I am grateful that my experiences have helped change the way I view others, to be slower to jump to conclusions about what is going on in people's lives, and quicker to be understanding. I am grateful my trials have helped me be more empathetic to what others are going through, and better able to offer comfort and an understanding heart. I have been amazed at how many other people are struggling with the same thing as I am, and I just want people to know that they are not alone in this, though sometimes you feel so isolated and alone as seemingly everyone around you is pregnant and having child number three or six. You are not alone! The neatest thing to me is that the Savior knows how I'm feeling, and He knows how to comfort me and offer me peace, if I am willing to turn to Him and accept His help. I'm so grateful He is always there for me, always reaching out and willing and wanting to be there for me. I just have to accept His help.

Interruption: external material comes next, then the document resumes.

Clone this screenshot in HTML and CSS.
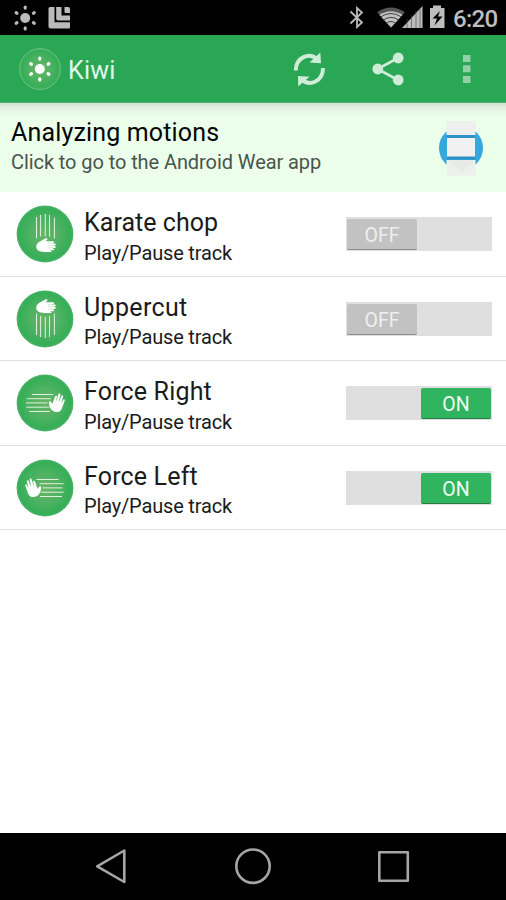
FILE: index.html
```html
<!DOCTYPE html>
<html lang="en">
<head>
<meta charset="utf-8">
<title>Kiwi</title>
<link rel="stylesheet" href="styles.css">
</head>
<body>
<svg class="defs" width="0" height="0" aria-hidden="true">
  <defs>
    <radialGradient id="disc"><stop offset="0" stop-color="#69b465"/><stop offset=".55" stop-color="#4db262"/><stop offset=".9" stop-color="#36ae57"/><stop offset="1" stop-color="#4bb266"/></radialGradient>
    <symbol id="sun" viewBox="0 0 24 26" overflow="visible">
      <circle cx="12" cy="13" r="5"/>
      <ellipse cx="12" cy="2.6" rx="1.6" ry="2.2"/><ellipse cx="12" cy="23.4" rx="1.6" ry="2.2"/>
      <ellipse cx="12" cy="3" rx="1.7" ry="2.1" transform="rotate(60 12 13)"/><ellipse cx="12" cy="3" rx="1.7" ry="2.1" transform="rotate(120 12 13)"/>
      <ellipse cx="12" cy="3" rx="1.7" ry="2.1" transform="rotate(240 12 13)"/><ellipse cx="12" cy="3" rx="1.7" ry="2.1" transform="rotate(300 12 13)"/>
    </symbol>
    <g id="hand-side">
      <path fill="#fff" d="M0 8.500C.2 5.500 2.500 4 5 2.700L9.600.3c1.400-.5 2.200.6 1.200 1.700L9.300 3.300l7.500-.1c1.400 0 1.500 1.600.2 1.800l-2.500.3 4 .2c1.500 0 1.500 1.800.1 1.900l-3.200.2 3.300.4c1.300.3 1.100 1.900-.2 1.900l-3.400-.1 2.200.6c1.100.4.8 1.800-.3 1.800l-3.200.1 1 .4c1 .4.600 1.400-.4 1.400l-6.500-.2C5 13.800.2 13.400 0 8.500z"/>
      <path class="crease" d="M11.500 5.300h4M11.500 7.600h5M11.500 9.900h4.500"/>
    </g>
    <g id="hand-up">
      <path fill="#fff" d="M.1 8.800C0 7.300 1.800 7.400 2.300 8.500l1 1.600.5-.2L6.200 3c.5-1.400 2.200-.9 1.900.5L7.300 7.200l.4.100L9.500 1c.4-1.500 2.300-1 2 .4L10.200 7.700l.4.100 1.900-5.400c.5-1.300 2.200-.7 1.800.7l-1.600 5.800.4.100 1.200-2.600c.6-1.200 2-.5 1.600.8l-2.300 6.200c-1 3.400-2.900 5.400-5 5.200-3.200.1-5.800-1.300-7-3.800C.7 13.100.1 11.100.1 8.800z"/>
    </g>
  </defs>
</svg>
<div class="screen">
  <div class="status">
    <svg width="506" height="35" viewBox="0 0 506 35">
      <g fill="#bbb">
        <use href="#sun" x="13.200" y="5" width="24" height="26"/>
        <path d="M50 7h4.500v15.300H70V27q0 1.500-1.500 1.500h-18q-2 0-2-2v-18q0-1.500 1.500-1.500z"/>
        <path d="M56.200 7h5.300v8.500H70v5H58q-1.800 0-1.800-1.800z"/>
        <path d="M64.500 7H68q2 0 2 2v4h-4q-1.500 0-1.500-1.500z"/>
      </g>
      <path d="M350.500 11.500 362 22.500l-5 4.500V8l5 4.500-11.500 11" fill="none" stroke="#bbb" stroke-width="1.800"/>
      <path d="M377 12.300Q391 2.500 405 12.300L391 27.500z" fill="#555"/>
      <path d="M379.500 15Q391 7.500 402.500 15L391 27.500z" fill="#c0c0c0"/>
      <path d="M380.500 17Q391 10 401.500 17M383 20.200Q391 14.500 399 20.200M386 23.500Q391 19.500 396 23.500" fill="none" stroke="#222" stroke-width=".8"/>
      <path d="M402 28 422.500 6V28z" fill="#bcbcbc"/>
      <path d="M407 19v9M411.500 15v13M416 10v18M420 8v20" stroke="#444" stroke-width=".6"/>
      <path d="M430 8h3V5.500h8V8h3.500v20H430z" fill="#bebebe"/>
      <path d="m440 11-7.500 7.500h4.500l-2.500 7 8-9h-4.500z" fill="#000"/>
    </svg>
    <span class="clock">6:20</span>
  </div>
  <header class="bar">
    <svg class="logo" width="42" height="42" viewBox="0 0 42 42"><circle cx="21" cy="21" r="20.500" fill="url(#disc)" stroke="#66bd7e" stroke-width="1"/><g fill="#fff"><use href="#sun" x="8.800" y="8" width="24" height="26"/></g></svg>
    <span class="brand">Kiwi</span>
    <svg class="actions" width="226" height="67" viewBox="280 35 226 67">
      <g fill="none" stroke="#cfecd8" stroke-width="3.900"><path d="M295.700 70.500C296 57.500 309 51.500 317.500 59.500"/><path d="M323 68C323 81 310 87.500 301 79"/></g>
      <path fill="#cfecd8" d="M320.300 52.500 321 63.200l-11.500-.8zM298.200 86.500 298 76l11.500.8z"/>
      <path d="M398 58 377.500 69 398 80" fill="none" stroke="#cfecd8" stroke-width="2.600"/>
      <g fill="#cfecd8"><circle cx="398.200" cy="58" r="5.400"/><circle cx="377.800" cy="69" r="5.400"/><circle cx="398.200" cy="80" r="5.400"/></g>
      <path fill="#91d1a5" d="M463 55h7.500v7H463zM463 65.300h7.500v7H463zM463 76h7.500v7H463z"/>
    </svg>
  </header>
  <section class="banner">
    <div class="banner-text"><div class="headline">Analyzing motions</div><div class="sub">Click to go to the Android Wear app</div></div>
    <svg class="wear" width="50" height="60" viewBox="0 0 50 60">
      <circle cx="25" cy="31" r="22" fill="#34a7df"/>
      <path fill="#edf0ec" d="M10.500 4h29v14h-29zM10.500 43h29v15.500h-29z"/>
      <path fill="#2b93c8" d="M11 18h28v3H11zM11 39h28v3.500H11z"/>
      <path fill="#e5e7e4" d="m12 43.500 14 11.500 13-11.500z" opacity=".7"/>
      <path fill="#f1f1f1" d="M11 21h28v18.500H11z"/>
    </svg>
  </section>
  <main class="list">
    <div class="row">
      <svg class="icon" width="58" height="58" viewBox="0 0 58 58"><circle cx="29" cy="29" r="28.400" fill="url(#disc)"/><path class="trail" d="M20.500 12v21.500M24.600 10v21.500M29.300 9v22.500M33.500 10v21.500M38.400 12.500v21"/><use href="#hand-side" x="20.200" y="33"/></svg>
      <div class="label"><div class="name chop">Karate chop</div><div class="detail">Play/Pause track</div></div>
      <div class="switch"><span class="thumb">OFF</span></div>
    </div>
    <div class="row">
      <svg class="icon" width="58" height="58" viewBox="0 0 58 58"><circle cx="29" cy="29" r="28.400" fill="url(#disc)"/><path class="trail" d="M20.500 23.500v21.500M24.600 26v21M29.300 27v21M33.500 26v21M38.400 23.500v21.500"/><use href="#hand-side" x="20.200" y="9"/></svg>
      <div class="label"><div class="name upper">Uppercut</div><div class="detail">Play/Pause track</div></div>
      <div class="switch"><span class="thumb">OFF</span></div>
    </div>
    <div class="row">
      <svg class="icon" width="58" height="58" viewBox="0 0 58 58"><circle cx="29" cy="29" r="28.400" fill="url(#disc)"/><path class="trail" d="M16 20.500h21M10.700 24.700h24M10 28.900h21.500M10.300 33.200h23M13 37.500h21"/><use href="#hand-up" x="32.800" y="19.500"/></svg>
      <div class="label"><div class="name">Force Right</div><div class="detail">Play/Pause track</div></div>
      <div class="switch on"><span class="thumb">ON</span></div>
    </div>
    <div class="row">
      <svg class="icon" width="58" height="58" viewBox="0 0 58 58"><circle cx="29" cy="29" r="28.400" fill="url(#disc)"/><g transform="matrix(-1 0 0 1 58 0)"><path class="trail" d="M15.500 20.500h22M10.300 24.700h24M11.500 28.900h20M10.300 33.200h23M12 37.500h22"/><use href="#hand-up" x="32.800" y="19.500"/></g></svg>
      <div class="label"><div class="name">Force Left</div><div class="detail">Play/Pause track</div></div>
      <div class="switch on"><span class="thumb">ON</span></div>
    </div>
  </main>
  <nav class="nav">
    <svg width="506" height="67" viewBox="0 833 506 67" fill="none" stroke="#a5a5a5" stroke-width="2.600" stroke-linejoin="round"><path d="M97.200 866.300 124.300 850.500v31.500z"/><circle cx="253" cy="866.200" r="16.700"/><path d="M379.300 852.200h28.500v28.500h-28.500z"/></svg>
  </nav>
</div>
</body>
</html>
```
FILE: styles.css
```css
* { box-sizing: border-box; }
body { margin: 0; background: #fff; font-family: Roboto, sans-serif; }
.defs { display: block; height: 0; }
.screen { width: 506px; height: 900px; display: flex; flex-direction: column; background: #fff; overflow: hidden; }
.status { position: relative; height: 35px; flex: none; background: #000; }
.status svg, .nav svg { display: block; }
.clock { position: absolute; left: 453px; top: 4px; color: #bebebe; font-size: 24px; line-height: 30px; font-weight: 500; letter-spacing: -0.7px; }
.bar { height: 68px; flex: none; background: #29a755; display: flex; align-items: center; padding-left: 19px; border-bottom: 1px solid #4fae6f; }
.logo { margin-right: 7px; }
.brand { color: #e3f6e9; font-size: 25px; line-height: 30px; padding-top: 4px; letter-spacing: 0.2px; }
.actions { margin-left: auto; }
.banner { height: 89px; flex: none; display: flex; justify-content: space-between; padding: 14px 20px 0 11px; background: linear-gradient(#cfe0cf 0, #deefde 4px, #e8f8e8 9px, #ebffeb 16px); }
.headline { color: #050505; font-size: 25px; line-height: 32px; letter-spacing: 0.16px; }
.sub { color: #4b544b; font-size: 20px; line-height: 26px; letter-spacing: -0.08px; }
.wear { flex: none; }
.list { height: 338px; flex: none; display: grid; grid-template-rows: repeat(4, 1fr); }
.row { display: flex; align-items: flex-start; padding: 13px 14px 0 16px; border-bottom: 1px solid #e0e0e0; }
.icon { flex: none; }
.trail { fill: none; stroke: #dff2df; stroke-width: 1; }
.crease { fill: none; stroke: #8fce99; stroke-width: .4; }
.label { margin-left: 10px; padding-top: 3px; color: #1b1b1b; }
.name { font-size: 25px; line-height: 30px; letter-spacing: 0.17px; }
.chop { letter-spacing: 0.05px; }
.upper { letter-spacing: 0.35px; }
.detail { font-size: 20px; line-height: 26px; margin-top: 1.500px; letter-spacing: -0.17px; }
.switch { width: 146px; height: 34px; margin: 12px 0 0 auto; padding: 2px 1px 1px; background: #dfdfdf; display: flex; }
.thumb { width: 70px; height: 31px; border-radius: 2px; border-bottom: 1px solid #8e8e8e; background: #c2c2c2; color: #efefef; font-size: 19.500px; line-height: 33px; text-align: center; }
.on { justify-content: flex-end; }
.on .thumb { background: #31b45f; border-bottom-color: #237b43; color: #effcf3; }
.nav { margin-top: auto; height: 67px; flex: none; background: #000; }
```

So, as cliche as it may sound, I am grateful that a loving Father sees fit to try me, to test me, and to teach me. I am grateful for these learning experiences, and I'm grateful that He tailors my experiences perfectly for me, as I know He does for each one of His children. I hope I'll always be able to look at my experiences with the attitude of using those circumstances to grow closer to my Father in Heaven and my Savior, and to try to see what He wants me to learn. So as we come to yet another crossroads in life, with a destination I can't yet see, I know that if we go act and do, and follow the Spirit, we will end up where He knows we need to be, wherever that may be.